Non v’è dubbio che nell’opinione pubblica italiana si vada diffondendo una domanda che, mi sembra, possa riassumere il senso di questo dibattito. E cioè: nei primi anni ‘90 ci era stato detto che la legge elettorale maggioritaria avrebbe favorito lo scontro politico tra programmi diversi proposti da due coalizione coese, e che l’elettore avrebbe potuto giudicare alla fine del mandato attraverso le elezioni. Ora, cosa ne è stato di tutto questo? La aspettative non sono state rispettate, e si va diffondendo l’idea che la stessa azione di governo sia finalizzata più alla difesa degli interessi particolari che a quella degli interessi collettivi.

A mio avviso, questo senso di sfiducia verso la politica è giustificato fino ad un certo punto. E’ indubbio che il bipolarismo italiano sia ancora piuttosto fragile. Un po’ per motivi istituzionali (legati, per esempio, ad un’insoddisfacente legge elettorale che non incentiva la nascita di coalizioni compatte), un po’ per motivi storici (non è facile introdurre elementi e pratiche di competizione bipolare in un paese caratterizzato fin dal secondo dopoguerra dal consociativismo).

Mi sembra, però, che il senso di sfiducia verso la politica e le istituzioni sia meno giustificato guardando al fatto che il bipolarismo ha comunque favorito la semplificazione dello scontro elettorale e ha prodotto governi che in un qualche modo sono comunque tenuti ad essere responsabili delle loro azioni davanti agli elettori. Vi sono pochi dubbi, per esempio, sul fatto che Berlusconi abbia vinto le elezioni del 2001 anche sulla base di un’idea di modernizzazione del paese. Così come aveva fatto Prodi nel 1996.

Certamente, però, il rapporto tra classe politica e opinione pubblica non si può esaurire nella scelta di una legge elettorale nuova.
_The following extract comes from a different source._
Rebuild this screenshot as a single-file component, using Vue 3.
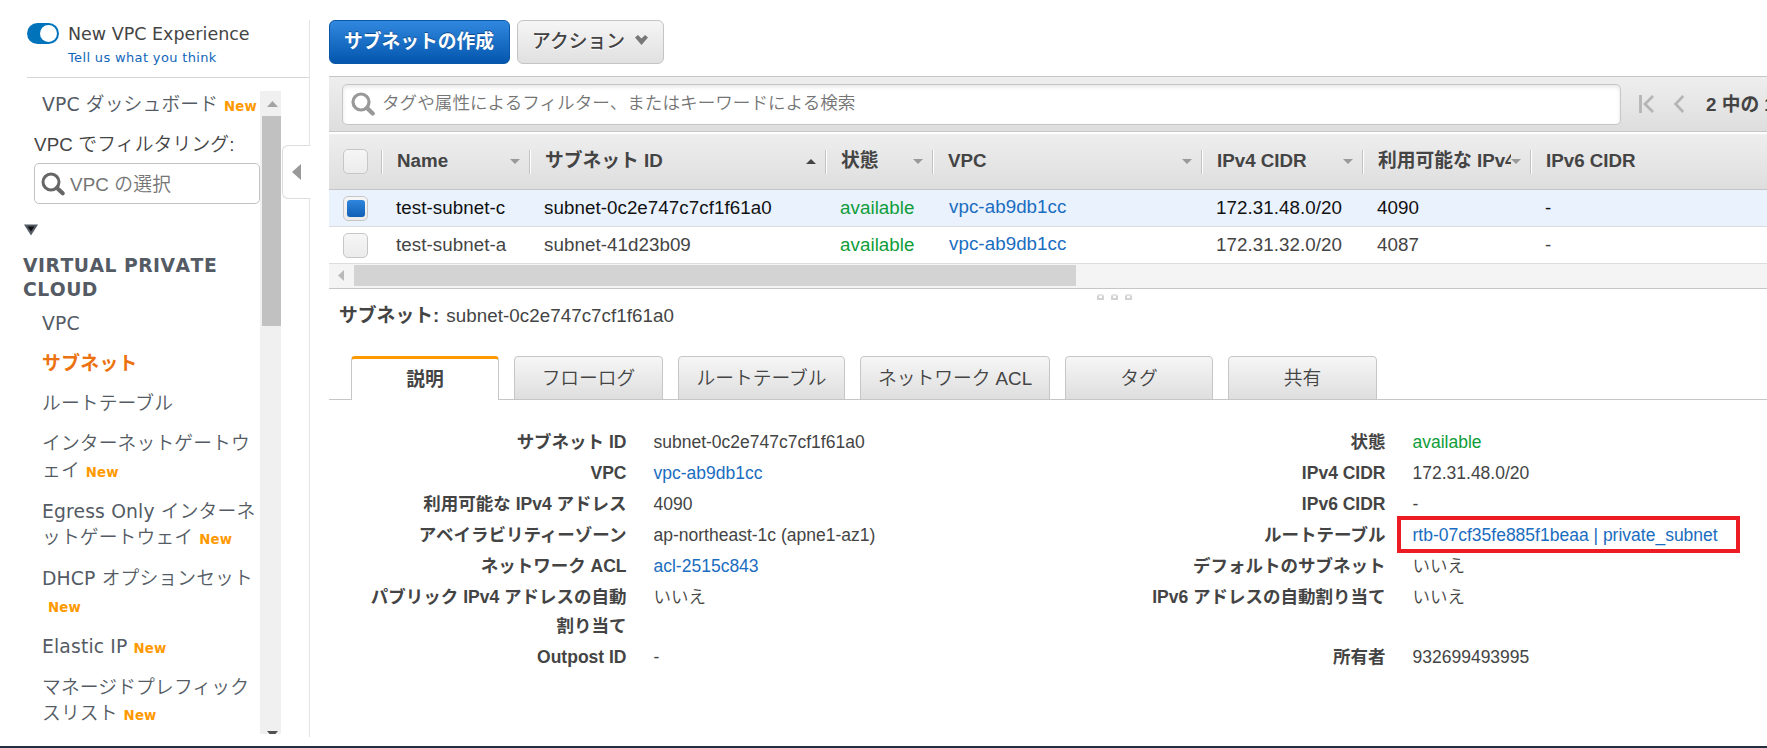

Quello che oggi dobbiamo superare è il fatto che la cosiddetta rivoluzione italiana degli anni ‘90 partiva da un rapporto tra dirigenti politici e opinione pubblica compromesso, in cui le élite politiche si erano trasformate in oligarchie, ovvero in gruppi chiusi, privi di ricambio e non più in grado di comunicare.

E allora, come se ne esce? Dal punto di vista del politologo, mi sembra che vi siano due strade da percorrere: la prima è quella del compimento delle riforme istituzionali. La seconda è quella di trovare nuovi strumenti per ridisegnare il rapporto tra classe politica e opinione pubblica. Che favoriscano, cioè, lo sviluppo di élite politiche "aperte", le uniche in grado di definirsi legittimamente ruling class. In questo senso, il ripensamento del rapporto dei partiti con il territorio mi sembra centrale. Come sostenuto da diversi studiosi, tra i diversi strumenti, un ruolo di primo piano potrebbe essere quello delle elezioni primarie. Occorre però che anche la società civile si organizzi, senza cedere al radicalismo o al populismo, o, più in generale, a quel senso di antipolitica che si va sempre più diffondendo.